**THE TASK**.
Return a copy of each line that holds the string "React".

————

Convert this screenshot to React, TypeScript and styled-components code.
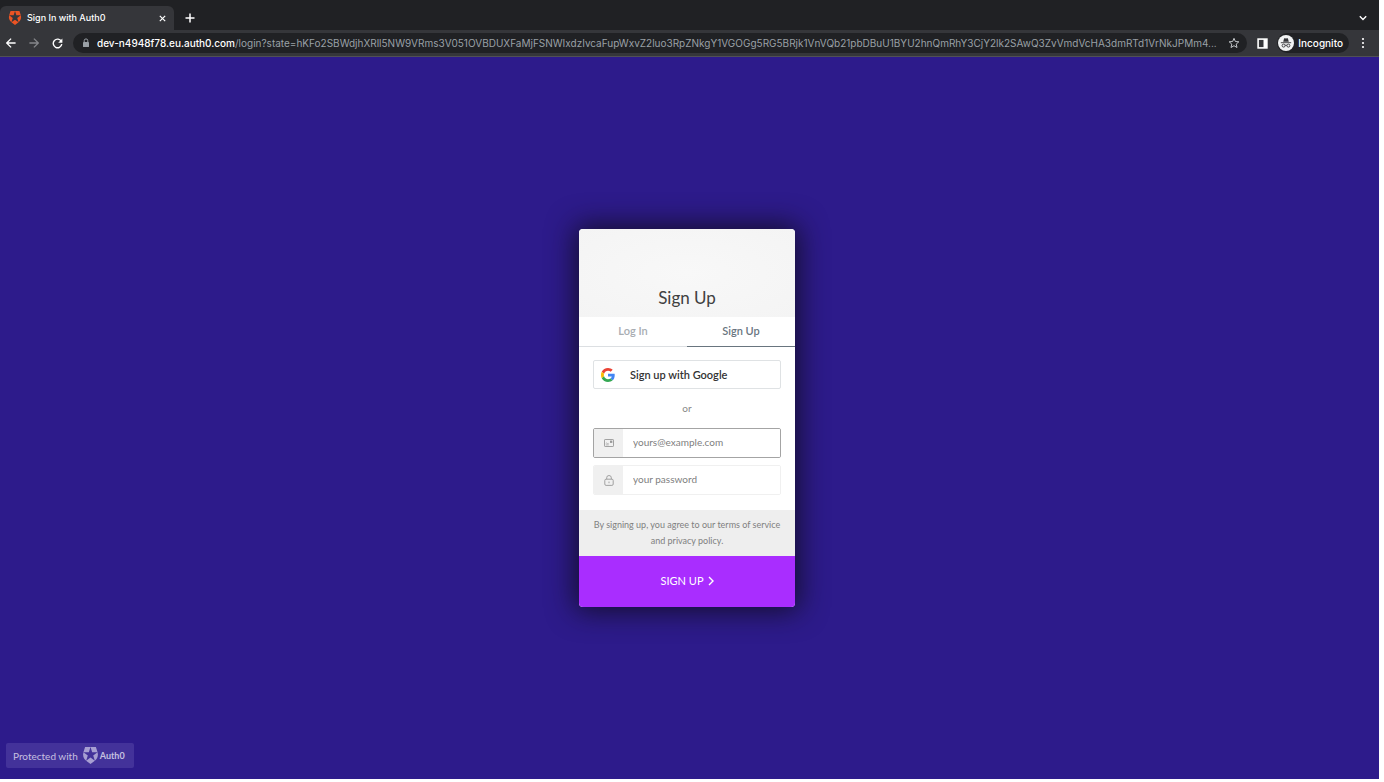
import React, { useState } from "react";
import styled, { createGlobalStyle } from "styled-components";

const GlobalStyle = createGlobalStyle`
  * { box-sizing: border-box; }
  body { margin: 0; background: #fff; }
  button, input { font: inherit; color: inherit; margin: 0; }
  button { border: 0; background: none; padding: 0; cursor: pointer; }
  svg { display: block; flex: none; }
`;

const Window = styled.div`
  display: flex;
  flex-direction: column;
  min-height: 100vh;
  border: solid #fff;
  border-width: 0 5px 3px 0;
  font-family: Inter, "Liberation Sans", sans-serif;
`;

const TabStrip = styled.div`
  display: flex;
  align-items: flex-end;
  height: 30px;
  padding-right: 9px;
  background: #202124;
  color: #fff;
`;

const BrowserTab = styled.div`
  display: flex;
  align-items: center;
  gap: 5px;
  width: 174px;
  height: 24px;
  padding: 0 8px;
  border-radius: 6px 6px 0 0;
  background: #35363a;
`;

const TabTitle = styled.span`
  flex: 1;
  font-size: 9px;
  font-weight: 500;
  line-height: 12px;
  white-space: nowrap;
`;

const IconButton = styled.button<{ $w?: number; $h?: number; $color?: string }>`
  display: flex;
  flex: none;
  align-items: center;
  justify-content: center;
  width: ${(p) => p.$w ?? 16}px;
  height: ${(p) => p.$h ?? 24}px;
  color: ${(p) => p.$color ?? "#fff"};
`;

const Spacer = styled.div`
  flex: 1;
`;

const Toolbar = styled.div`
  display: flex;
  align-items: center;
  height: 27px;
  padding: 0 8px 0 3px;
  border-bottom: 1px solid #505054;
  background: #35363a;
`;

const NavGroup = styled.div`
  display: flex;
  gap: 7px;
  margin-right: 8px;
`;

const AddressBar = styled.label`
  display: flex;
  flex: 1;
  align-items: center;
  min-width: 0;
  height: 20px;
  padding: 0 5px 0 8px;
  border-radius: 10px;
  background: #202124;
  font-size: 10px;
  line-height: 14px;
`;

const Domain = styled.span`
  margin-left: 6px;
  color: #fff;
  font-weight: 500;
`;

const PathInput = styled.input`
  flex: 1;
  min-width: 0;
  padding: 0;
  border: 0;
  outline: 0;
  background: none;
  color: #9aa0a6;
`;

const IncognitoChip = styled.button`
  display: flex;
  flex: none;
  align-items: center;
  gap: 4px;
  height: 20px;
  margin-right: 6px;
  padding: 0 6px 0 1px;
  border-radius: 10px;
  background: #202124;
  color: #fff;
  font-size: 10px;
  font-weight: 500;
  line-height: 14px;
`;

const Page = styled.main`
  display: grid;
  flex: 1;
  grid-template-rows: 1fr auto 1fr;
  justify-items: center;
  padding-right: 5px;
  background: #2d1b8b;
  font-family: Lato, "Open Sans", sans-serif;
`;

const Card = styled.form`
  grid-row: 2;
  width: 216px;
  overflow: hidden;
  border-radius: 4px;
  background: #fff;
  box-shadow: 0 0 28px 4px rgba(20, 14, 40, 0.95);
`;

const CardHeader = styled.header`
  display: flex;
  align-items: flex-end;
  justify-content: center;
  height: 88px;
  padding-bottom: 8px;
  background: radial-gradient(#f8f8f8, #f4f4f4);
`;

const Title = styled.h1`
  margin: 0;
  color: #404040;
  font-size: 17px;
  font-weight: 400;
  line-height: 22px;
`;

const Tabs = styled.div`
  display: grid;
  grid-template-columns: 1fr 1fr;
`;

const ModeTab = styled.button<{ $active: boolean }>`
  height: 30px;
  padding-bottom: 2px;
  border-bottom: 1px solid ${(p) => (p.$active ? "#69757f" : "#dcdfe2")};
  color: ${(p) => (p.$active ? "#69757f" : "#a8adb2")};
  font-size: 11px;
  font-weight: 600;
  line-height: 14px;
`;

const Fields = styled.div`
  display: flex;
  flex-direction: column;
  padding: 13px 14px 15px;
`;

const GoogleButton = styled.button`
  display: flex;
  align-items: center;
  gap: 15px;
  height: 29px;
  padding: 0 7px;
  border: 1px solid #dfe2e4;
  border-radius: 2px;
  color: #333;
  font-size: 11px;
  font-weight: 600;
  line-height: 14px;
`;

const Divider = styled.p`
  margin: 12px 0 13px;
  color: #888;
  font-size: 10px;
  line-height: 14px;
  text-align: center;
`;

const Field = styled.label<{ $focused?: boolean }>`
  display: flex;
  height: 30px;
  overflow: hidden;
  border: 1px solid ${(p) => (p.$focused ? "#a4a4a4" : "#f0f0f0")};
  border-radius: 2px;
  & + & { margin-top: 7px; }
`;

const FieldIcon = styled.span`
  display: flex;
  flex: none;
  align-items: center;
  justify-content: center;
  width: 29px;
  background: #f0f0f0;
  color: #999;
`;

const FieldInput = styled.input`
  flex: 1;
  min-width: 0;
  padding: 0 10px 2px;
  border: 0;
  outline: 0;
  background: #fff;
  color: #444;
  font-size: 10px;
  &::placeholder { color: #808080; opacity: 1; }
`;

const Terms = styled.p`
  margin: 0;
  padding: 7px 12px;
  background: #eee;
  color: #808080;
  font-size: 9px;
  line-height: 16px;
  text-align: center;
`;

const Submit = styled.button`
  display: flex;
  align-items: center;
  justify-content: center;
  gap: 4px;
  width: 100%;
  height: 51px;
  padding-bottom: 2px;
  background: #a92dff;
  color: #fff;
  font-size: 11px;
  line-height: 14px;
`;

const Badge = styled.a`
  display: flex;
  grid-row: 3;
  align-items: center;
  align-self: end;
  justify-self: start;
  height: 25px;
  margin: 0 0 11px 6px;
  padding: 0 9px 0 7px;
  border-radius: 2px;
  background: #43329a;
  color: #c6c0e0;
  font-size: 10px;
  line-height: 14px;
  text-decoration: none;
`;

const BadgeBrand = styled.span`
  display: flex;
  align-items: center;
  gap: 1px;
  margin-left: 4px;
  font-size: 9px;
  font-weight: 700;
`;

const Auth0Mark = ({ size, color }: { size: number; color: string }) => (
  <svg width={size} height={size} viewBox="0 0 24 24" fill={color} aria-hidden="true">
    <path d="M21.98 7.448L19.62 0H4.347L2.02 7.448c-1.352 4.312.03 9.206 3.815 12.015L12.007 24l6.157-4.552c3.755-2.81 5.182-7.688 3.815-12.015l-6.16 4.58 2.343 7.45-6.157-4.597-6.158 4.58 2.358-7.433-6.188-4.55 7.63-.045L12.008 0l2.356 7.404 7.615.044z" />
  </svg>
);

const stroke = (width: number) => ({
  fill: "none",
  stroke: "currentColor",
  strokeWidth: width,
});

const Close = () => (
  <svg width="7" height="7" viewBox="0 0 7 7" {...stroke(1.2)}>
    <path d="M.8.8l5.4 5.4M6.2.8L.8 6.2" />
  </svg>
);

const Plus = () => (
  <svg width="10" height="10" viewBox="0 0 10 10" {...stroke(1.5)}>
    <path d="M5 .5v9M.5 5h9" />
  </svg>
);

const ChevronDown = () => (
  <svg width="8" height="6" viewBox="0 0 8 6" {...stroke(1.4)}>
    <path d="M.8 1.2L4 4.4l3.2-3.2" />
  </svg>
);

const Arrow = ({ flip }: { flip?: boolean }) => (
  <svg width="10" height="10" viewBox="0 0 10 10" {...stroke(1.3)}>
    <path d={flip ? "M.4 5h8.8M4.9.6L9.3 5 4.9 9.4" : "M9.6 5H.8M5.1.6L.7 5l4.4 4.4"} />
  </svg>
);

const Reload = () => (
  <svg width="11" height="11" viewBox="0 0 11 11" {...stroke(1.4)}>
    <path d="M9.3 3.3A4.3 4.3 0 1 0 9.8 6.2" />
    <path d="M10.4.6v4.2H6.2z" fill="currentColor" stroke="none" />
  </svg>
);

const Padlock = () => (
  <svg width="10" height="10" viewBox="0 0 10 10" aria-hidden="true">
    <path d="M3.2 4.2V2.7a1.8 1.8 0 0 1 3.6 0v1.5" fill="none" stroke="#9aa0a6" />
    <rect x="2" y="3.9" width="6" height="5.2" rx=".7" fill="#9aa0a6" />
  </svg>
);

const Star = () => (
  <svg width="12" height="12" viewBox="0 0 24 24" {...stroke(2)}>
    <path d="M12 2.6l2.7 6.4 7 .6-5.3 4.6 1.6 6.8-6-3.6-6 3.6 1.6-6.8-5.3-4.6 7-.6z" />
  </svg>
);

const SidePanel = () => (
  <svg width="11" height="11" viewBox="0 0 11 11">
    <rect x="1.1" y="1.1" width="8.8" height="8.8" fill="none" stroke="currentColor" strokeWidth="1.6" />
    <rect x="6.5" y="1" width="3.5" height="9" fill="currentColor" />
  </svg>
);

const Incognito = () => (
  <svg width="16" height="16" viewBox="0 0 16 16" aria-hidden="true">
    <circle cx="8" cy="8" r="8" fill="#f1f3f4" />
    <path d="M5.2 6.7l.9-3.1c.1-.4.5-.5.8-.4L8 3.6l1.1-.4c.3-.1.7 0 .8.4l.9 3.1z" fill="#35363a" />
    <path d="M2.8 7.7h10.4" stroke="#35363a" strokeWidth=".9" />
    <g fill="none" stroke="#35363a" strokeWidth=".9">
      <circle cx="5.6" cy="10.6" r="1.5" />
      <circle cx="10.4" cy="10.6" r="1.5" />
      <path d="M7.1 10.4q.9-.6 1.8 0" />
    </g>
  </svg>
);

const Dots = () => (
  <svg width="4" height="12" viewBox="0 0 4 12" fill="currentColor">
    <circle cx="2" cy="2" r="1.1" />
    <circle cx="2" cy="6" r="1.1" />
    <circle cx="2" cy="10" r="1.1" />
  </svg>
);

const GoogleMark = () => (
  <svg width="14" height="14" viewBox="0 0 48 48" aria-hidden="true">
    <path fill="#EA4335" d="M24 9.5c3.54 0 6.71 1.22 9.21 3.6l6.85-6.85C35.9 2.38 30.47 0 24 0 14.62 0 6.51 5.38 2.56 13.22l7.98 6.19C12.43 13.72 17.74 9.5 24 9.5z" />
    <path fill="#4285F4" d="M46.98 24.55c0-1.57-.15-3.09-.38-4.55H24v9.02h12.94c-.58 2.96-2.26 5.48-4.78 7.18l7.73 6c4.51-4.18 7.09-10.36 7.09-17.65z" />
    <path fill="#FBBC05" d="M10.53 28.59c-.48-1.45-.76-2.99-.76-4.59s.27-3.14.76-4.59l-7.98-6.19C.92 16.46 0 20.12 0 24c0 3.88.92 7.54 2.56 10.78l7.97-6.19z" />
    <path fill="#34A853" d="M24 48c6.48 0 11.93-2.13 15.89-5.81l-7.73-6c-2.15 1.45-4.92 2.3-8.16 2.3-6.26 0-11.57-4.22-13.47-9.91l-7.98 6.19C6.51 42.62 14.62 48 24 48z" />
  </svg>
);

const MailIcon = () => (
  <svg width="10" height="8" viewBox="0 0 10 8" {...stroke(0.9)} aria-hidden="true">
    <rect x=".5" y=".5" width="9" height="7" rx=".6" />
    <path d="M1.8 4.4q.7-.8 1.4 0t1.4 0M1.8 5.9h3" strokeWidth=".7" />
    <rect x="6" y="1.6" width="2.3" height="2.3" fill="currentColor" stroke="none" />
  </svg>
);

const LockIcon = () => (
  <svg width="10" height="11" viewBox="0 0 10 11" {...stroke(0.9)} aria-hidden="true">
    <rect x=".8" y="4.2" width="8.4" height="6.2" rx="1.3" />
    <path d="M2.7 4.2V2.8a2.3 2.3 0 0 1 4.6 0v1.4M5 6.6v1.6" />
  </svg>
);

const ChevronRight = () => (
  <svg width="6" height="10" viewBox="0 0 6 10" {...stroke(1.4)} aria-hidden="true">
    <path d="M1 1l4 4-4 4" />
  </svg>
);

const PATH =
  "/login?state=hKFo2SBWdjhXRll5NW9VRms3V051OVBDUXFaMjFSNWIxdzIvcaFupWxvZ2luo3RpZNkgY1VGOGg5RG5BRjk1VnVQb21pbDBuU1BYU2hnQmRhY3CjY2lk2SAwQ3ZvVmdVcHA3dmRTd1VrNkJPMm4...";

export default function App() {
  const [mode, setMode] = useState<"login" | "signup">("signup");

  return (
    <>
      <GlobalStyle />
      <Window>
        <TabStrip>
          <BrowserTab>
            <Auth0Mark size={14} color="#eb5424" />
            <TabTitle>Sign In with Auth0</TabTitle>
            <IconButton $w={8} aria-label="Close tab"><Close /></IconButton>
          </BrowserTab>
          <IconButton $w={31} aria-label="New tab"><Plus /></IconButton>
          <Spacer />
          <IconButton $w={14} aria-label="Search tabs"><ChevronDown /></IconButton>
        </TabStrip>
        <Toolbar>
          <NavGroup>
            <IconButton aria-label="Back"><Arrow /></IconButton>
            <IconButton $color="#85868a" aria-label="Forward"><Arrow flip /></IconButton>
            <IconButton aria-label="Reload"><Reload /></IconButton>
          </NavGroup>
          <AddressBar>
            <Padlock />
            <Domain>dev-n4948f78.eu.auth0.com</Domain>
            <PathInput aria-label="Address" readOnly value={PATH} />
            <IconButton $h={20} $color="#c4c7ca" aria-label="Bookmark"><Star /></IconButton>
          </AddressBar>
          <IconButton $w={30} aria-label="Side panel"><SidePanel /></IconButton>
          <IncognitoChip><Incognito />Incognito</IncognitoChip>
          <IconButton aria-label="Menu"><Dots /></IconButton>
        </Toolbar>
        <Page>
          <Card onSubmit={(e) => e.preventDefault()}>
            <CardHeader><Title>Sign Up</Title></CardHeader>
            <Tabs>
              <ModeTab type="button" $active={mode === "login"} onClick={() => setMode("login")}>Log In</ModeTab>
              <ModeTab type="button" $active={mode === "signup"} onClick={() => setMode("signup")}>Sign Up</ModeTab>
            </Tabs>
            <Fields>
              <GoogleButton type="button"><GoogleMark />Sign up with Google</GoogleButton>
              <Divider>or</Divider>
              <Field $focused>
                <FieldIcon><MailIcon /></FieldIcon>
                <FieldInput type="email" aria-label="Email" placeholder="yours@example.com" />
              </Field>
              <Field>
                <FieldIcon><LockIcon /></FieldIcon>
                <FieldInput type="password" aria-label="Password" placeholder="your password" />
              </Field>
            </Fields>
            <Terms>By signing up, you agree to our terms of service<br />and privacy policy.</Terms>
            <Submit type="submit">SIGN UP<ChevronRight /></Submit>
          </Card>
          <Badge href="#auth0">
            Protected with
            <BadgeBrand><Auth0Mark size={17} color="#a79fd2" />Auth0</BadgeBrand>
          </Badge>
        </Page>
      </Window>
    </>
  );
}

————

**ANSWER TO THIS PROBLEM**.
Convert this screenshot to React, TypeScript and styled-components code.
import React, { useState } from "react";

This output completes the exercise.